Grade norming can help ensure fairness and consistency in evaluating student work across multiple sections and with multiple instructors.

Setting out explicit criteria in grading rubrics that can be distributed with assignments can be extremely useful in keeping grading practices tied to an assignment's stated objectives, and in keeping fatigued graders from responding unevenly and subjectively to the work. Still, even when prepared with grading rubrics, instructors might be uncomfortable, worrying that their grading practices are different from those of other instructors who teach the same or similar courses. In these situations, taking an hour or two to sit down as a group, grade a sampling of student writing, and then discuss the similarities and differences in these grades, can be helpful. With a little advanced planning, the WAC Team is happy to organize and run a norming session. If you would like to conduct a norming session with colleagues, here are some procedural suggestions:

Preparing for the Norming Session:

Paper clips arranged to form an arrow with a yellow background.
  1. Select a specific assignment that all participants are familiar with (or can quickly become familiar with). Make enough copies of the assignment to distribute to all participating instructors.
  2. If a grading rubric or guide is not included with the assignment, either create one in advance, or plan to negotiate one in the group.
  3. Procure at least two sample final drafts of the assignment. Delete all identifying information about the student, instructor, and course, and make enough sets to distribute to each participant.

During the Norming Session:

  1. Take a few minutes to ensure that the model assignment and rubric are understood. Note clarification questions, as they might be shared by students.
  2. Participants take time to grade and comment on the samples, either one at a time, or all at once.

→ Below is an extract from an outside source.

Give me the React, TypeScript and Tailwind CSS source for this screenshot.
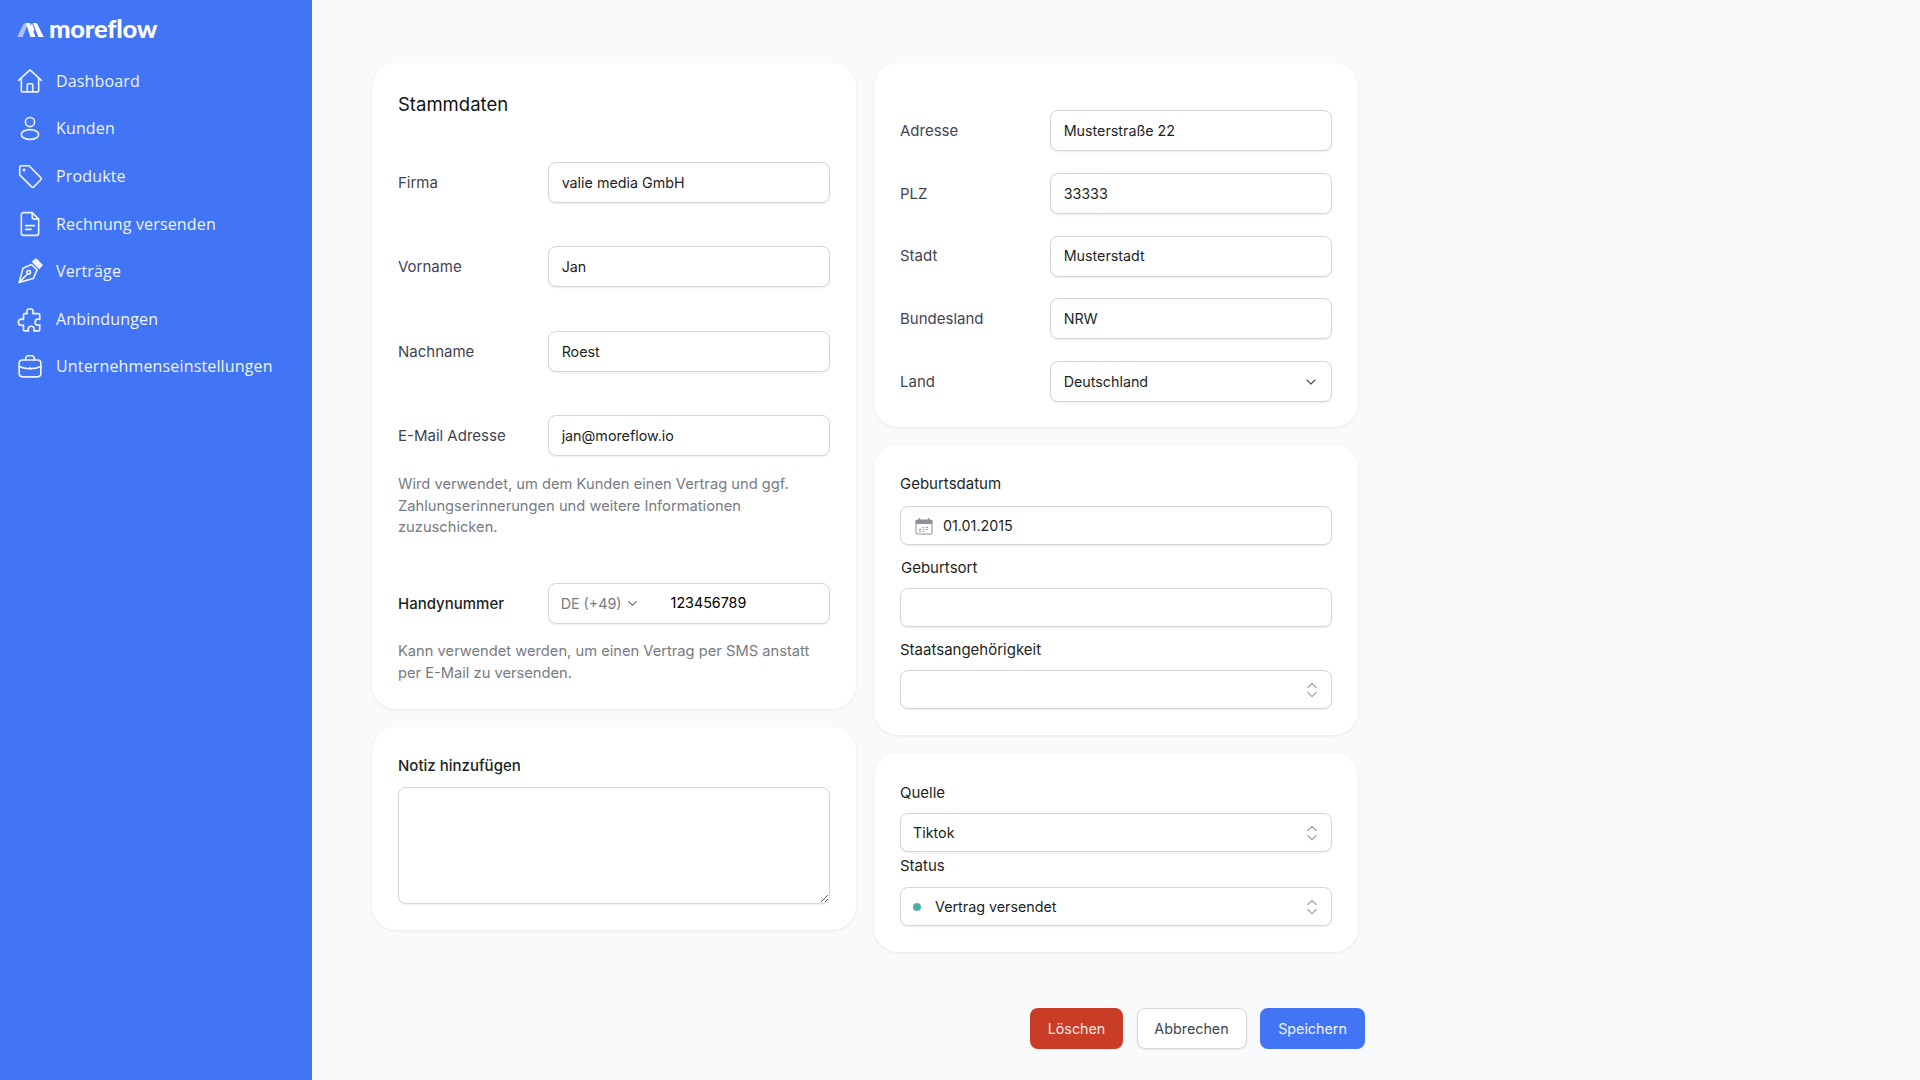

Allow 10 minutes or so per sample.
  3. Before launching into a discussion, survey all participants about the grades they have assigned so that an overall impression about the similarities and differences can be achieved prior to deliberations.
  4. A desired outcome of these discussions is that all instructors come to a sense of agreement about the correlation between the grading rubric and criteria and the student writing. If the graders are all over the map, it could be that they are not sticking to the rubric, and it could be that the rubric is not adequately clear. Often students and instructors might understand an assignment's expectations differently, and it is important to determine the causes of these differences. Perhaps the assignment's description lacked sufficient clarity? Perhaps the grading rubric contained generalized objectives, such as "clear, insightful prose…"? Perhaps participating instructors are swayed by preferences that are not outlined on the assignment?